Complete technical specification and implementation details from the patent document.
The present application is a Continuation of U.S. patent application Ser. No. 18/387,053, filed Nov. 6, 2023, now U.S. Pat. No. 12,346,718, issued Jul. 1, 2025, which is a Continuation of U.S. patent application Ser. No. 17/327,828, filed May 21, 2021, now U.S. Pat. No. 11,809,891, issued Nov. 5, 2023, which is a Continuation of U.S. patent application Ser. No. 16/428,523, filed May 31, 2019, now U.S. Pat. No. 11,016,798, issued May 25, 2021, which is a Non-provisional of, and claims benefit of priority under 35 U.S.C. § 119 from, U.S. Provisional Patent Application No. 62/679,419, filed Jun. 1, 2018, the entirety of which are expressly incorporated herein by reference.
This invention was made with government support under Contract Nos. 1527338 and 1320689 awarded by National Science Foundation. The government has certain rights in the invention.
The present invention relates to the field of hypervisors, and more particularly to hypervisor technology which enables multiple hypervisors to co-exist and augment the services of a single base hypervisor.

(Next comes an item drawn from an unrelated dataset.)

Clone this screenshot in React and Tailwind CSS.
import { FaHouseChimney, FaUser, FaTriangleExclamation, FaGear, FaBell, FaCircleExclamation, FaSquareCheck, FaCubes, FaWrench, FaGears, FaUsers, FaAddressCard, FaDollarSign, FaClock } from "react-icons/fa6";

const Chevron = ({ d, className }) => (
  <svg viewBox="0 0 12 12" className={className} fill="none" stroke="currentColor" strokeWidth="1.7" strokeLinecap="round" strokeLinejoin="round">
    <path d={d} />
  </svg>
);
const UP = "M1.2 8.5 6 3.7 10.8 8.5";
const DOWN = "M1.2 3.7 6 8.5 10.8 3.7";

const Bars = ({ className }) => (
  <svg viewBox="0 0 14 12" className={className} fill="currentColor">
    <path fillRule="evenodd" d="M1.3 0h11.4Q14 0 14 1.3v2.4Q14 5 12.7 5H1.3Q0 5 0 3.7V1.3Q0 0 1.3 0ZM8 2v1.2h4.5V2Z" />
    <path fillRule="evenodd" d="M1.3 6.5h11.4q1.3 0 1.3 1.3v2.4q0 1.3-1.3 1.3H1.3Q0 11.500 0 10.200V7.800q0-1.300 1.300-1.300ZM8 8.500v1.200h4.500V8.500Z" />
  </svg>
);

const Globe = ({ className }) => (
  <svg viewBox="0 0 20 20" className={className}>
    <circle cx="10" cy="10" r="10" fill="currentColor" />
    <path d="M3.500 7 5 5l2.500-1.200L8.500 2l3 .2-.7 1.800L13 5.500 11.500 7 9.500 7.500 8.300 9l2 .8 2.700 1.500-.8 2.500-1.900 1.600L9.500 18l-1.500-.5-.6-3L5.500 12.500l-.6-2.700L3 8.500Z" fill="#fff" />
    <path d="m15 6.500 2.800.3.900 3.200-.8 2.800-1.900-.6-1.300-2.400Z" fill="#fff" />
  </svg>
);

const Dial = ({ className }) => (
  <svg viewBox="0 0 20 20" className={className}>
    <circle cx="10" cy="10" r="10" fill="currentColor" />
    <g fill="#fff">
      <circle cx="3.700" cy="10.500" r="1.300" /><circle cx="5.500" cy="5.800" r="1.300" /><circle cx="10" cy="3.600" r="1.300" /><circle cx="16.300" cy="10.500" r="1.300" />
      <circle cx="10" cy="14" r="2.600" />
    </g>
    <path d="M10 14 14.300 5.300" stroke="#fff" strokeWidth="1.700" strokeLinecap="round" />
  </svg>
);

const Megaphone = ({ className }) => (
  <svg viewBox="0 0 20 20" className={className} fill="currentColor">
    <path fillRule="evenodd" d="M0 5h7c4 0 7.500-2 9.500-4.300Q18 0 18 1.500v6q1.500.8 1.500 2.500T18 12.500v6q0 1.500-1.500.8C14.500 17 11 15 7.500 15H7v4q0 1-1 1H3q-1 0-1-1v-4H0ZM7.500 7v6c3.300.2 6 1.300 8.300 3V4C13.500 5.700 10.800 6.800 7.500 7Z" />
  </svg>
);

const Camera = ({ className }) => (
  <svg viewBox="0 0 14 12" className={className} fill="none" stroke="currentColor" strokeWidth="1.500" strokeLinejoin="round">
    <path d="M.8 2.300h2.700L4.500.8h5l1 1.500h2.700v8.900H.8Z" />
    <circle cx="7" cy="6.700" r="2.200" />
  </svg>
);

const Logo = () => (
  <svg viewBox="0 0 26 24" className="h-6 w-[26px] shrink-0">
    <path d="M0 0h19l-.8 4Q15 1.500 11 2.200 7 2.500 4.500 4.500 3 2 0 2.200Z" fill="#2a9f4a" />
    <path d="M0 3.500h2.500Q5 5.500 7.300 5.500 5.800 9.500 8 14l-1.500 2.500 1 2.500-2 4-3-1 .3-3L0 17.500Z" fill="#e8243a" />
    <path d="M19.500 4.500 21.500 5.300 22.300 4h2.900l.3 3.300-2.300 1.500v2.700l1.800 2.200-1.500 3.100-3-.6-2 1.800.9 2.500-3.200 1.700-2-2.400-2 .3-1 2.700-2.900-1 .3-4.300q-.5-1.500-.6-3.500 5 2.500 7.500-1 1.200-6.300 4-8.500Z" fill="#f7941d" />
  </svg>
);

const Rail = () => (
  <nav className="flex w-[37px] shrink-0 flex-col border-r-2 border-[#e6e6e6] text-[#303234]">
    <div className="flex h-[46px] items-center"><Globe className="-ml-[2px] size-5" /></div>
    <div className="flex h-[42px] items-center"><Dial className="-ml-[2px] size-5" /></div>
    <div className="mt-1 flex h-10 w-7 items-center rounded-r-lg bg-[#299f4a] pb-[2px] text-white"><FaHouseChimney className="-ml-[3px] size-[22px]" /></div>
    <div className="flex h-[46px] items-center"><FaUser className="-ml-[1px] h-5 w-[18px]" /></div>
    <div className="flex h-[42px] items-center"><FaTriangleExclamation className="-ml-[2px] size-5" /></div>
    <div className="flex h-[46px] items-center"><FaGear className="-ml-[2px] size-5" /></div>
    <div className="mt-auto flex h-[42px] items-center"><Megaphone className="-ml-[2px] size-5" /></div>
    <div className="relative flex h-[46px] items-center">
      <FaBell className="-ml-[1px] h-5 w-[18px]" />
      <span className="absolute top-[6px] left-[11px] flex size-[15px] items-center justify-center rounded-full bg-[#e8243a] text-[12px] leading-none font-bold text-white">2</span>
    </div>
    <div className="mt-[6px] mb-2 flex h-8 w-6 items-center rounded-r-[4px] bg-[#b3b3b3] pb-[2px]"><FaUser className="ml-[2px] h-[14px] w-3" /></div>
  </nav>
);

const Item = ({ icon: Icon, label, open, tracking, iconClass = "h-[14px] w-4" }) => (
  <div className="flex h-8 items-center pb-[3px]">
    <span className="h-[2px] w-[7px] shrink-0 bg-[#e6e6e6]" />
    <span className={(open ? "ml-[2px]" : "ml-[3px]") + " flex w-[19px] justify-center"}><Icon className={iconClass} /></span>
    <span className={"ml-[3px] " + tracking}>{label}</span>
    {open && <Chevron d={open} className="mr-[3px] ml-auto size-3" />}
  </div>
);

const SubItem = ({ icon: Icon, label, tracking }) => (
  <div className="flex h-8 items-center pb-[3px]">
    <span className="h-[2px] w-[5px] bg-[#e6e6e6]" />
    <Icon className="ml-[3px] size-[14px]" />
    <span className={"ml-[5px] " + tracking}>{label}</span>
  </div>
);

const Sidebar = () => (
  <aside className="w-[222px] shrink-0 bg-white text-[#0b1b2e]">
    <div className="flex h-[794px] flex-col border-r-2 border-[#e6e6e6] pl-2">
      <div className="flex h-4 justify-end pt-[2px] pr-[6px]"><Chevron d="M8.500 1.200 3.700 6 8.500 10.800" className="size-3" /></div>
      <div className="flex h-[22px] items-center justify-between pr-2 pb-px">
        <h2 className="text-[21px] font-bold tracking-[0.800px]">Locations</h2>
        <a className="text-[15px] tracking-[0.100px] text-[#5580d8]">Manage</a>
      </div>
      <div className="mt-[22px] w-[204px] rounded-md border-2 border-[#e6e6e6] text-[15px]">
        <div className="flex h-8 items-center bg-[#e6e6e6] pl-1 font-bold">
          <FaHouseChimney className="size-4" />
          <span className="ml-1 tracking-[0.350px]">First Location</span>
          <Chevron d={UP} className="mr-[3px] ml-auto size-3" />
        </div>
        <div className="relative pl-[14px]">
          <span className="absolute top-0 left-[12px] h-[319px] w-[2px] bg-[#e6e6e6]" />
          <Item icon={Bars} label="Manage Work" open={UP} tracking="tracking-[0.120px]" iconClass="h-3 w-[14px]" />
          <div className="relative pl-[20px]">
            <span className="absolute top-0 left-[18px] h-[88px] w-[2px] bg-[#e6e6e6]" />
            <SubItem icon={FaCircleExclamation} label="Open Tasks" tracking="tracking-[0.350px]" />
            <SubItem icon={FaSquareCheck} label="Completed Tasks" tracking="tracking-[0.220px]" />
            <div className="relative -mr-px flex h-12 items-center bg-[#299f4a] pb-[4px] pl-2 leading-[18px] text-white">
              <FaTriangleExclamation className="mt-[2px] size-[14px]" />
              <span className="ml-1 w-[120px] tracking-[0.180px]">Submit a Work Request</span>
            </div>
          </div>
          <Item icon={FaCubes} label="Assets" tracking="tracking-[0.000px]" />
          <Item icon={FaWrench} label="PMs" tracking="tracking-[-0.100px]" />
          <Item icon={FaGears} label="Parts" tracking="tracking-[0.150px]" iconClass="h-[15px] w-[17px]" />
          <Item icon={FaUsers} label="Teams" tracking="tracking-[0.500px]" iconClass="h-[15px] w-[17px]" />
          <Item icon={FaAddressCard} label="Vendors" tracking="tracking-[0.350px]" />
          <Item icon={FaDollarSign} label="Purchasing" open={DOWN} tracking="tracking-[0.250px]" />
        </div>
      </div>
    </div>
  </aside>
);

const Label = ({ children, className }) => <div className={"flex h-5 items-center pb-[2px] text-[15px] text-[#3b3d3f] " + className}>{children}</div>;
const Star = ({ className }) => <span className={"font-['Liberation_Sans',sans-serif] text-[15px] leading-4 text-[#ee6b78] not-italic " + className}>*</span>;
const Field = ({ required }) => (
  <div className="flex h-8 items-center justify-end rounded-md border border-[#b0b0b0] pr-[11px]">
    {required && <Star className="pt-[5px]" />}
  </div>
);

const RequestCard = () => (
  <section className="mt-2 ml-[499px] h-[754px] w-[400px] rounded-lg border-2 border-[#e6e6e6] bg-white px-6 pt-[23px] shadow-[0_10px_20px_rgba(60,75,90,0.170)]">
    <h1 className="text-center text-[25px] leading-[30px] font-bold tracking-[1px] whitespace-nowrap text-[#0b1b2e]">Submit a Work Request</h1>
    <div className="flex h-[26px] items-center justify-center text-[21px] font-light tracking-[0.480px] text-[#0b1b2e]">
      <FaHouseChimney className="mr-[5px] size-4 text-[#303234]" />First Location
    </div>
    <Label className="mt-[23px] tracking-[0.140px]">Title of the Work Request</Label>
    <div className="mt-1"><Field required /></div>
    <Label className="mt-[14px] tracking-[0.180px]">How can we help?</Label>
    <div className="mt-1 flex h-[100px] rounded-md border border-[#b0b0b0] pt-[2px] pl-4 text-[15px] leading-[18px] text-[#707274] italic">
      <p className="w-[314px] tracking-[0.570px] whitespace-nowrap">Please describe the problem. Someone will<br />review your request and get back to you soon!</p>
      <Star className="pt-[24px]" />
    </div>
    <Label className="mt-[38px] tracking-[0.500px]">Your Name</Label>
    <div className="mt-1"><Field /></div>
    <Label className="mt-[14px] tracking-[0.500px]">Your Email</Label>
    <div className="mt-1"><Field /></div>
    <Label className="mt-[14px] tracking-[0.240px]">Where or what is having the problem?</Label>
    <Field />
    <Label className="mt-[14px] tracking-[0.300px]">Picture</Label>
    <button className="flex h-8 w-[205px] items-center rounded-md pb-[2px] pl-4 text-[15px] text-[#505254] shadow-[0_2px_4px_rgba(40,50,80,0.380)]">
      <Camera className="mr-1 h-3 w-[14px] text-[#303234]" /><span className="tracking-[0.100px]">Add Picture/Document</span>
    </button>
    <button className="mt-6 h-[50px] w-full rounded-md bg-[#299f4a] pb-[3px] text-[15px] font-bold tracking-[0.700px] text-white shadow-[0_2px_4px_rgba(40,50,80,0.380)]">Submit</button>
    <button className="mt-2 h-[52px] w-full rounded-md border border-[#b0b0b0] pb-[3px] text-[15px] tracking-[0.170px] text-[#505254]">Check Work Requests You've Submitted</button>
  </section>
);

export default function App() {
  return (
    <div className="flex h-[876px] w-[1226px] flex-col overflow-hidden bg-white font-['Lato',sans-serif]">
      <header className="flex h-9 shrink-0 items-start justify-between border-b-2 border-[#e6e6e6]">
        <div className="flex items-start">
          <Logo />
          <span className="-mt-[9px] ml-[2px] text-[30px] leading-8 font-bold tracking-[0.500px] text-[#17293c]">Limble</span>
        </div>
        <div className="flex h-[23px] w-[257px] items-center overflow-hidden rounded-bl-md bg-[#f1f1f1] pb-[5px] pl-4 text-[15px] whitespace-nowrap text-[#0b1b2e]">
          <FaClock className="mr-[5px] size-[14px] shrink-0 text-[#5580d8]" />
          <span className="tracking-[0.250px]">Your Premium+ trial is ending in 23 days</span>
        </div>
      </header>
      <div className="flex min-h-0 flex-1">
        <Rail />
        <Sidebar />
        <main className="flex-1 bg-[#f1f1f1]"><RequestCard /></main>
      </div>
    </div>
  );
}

Public cloud software marketplaces, such as the Amazon Web Services marketplace, already offer users a wealth of choice in operating systems, database systems, financial software, virtual network routers etc., all deployable and configurable at the click of a button. Unfortunately, this level of competition and innovation has not extended to emerging hypervisor-level services, such as guest monitoring, rootkit detection, high availability, or live guest patching, partly because cloud providers can only manage their infrastructure with trusted hypervisors. Adding a growing list of features to a single hypervisor is undesirable from the viewpoint of development, maintenance, and security.

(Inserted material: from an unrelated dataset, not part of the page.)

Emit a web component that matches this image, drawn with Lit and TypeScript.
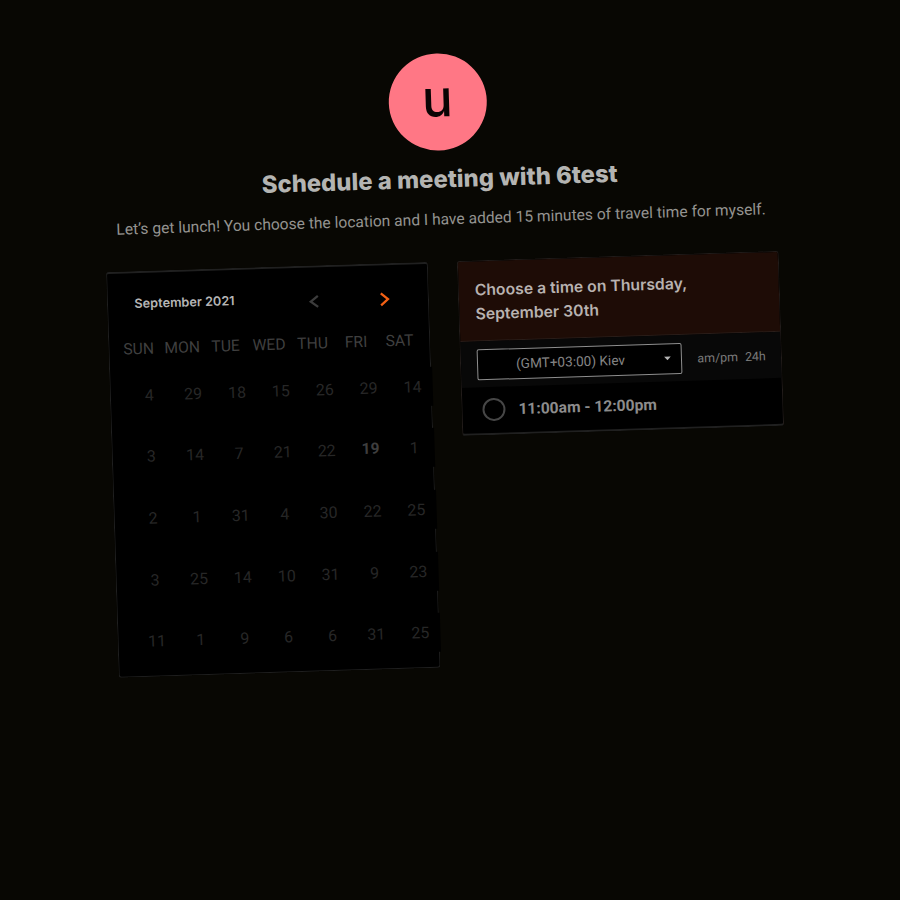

Nested VMs were originally proposed by Goldberg and Popek [30, 31, 58] and refined by Belpaire and Hsu [7, 8]. IBM z/VM [54] was the first implementation of nested VMs using multiple levels of hardware support for nested virtualization. Ford et al. [27] implemented nested VMs in a microkernel environment. Graf and Roedel [32] and Ben-Yehuda et al. [9] implemented nested VM support in the KVM [40] hypervisor on AMD-V [2] and Intel VT-x [77] platforms respectively. Unlike IBM z/VM, these rely on only a single level of hardware virtualization support. Cloudvisor [90] uses nested virtualization to extract a small security kernel from a hypervisor. The security kernel runs at L0, the highest privilege level, while other management operations are de-privileged and executed in a single L1 hypervisor.
Prior platforms restrict a VM to execute on a single hypervisor at a time. The prior approaches do not allow a single VM to execute simultaneously on multiple hypervisors on the same physical machine. Although one can technically live migrate [16, 34] a nested VM from one L1 hypervisor to another L1, or between L1 and L0, the “one-hypervisor-at-a-time” restriction still applies.
A related line of research is to dis-aggregate the large administrative domain [50, 17, 13, 73] typically associated with a hypervisor, such as Domain 0 in Xen. The goal of these efforts is to replace a single large administrative domain with several small sub-domains (akin to privileged service-VMs) that are more resilient to attacks and failures due to better isolation from others. Another approach adopted in μDenali [86] is to provide an extensible and programmable hypervisor that allows programmers to extend the virtual hardware exported to VMs through event interposition, easing the task of providing new hypervisor-level services. In contrast to these systems, we propose to use nested virtualization to run Span VMs on multiple distinct hypervisors, each of which could offer specialized services. See, U.S. Pat. No. 9,798,567, expressly incorporated herein by reference.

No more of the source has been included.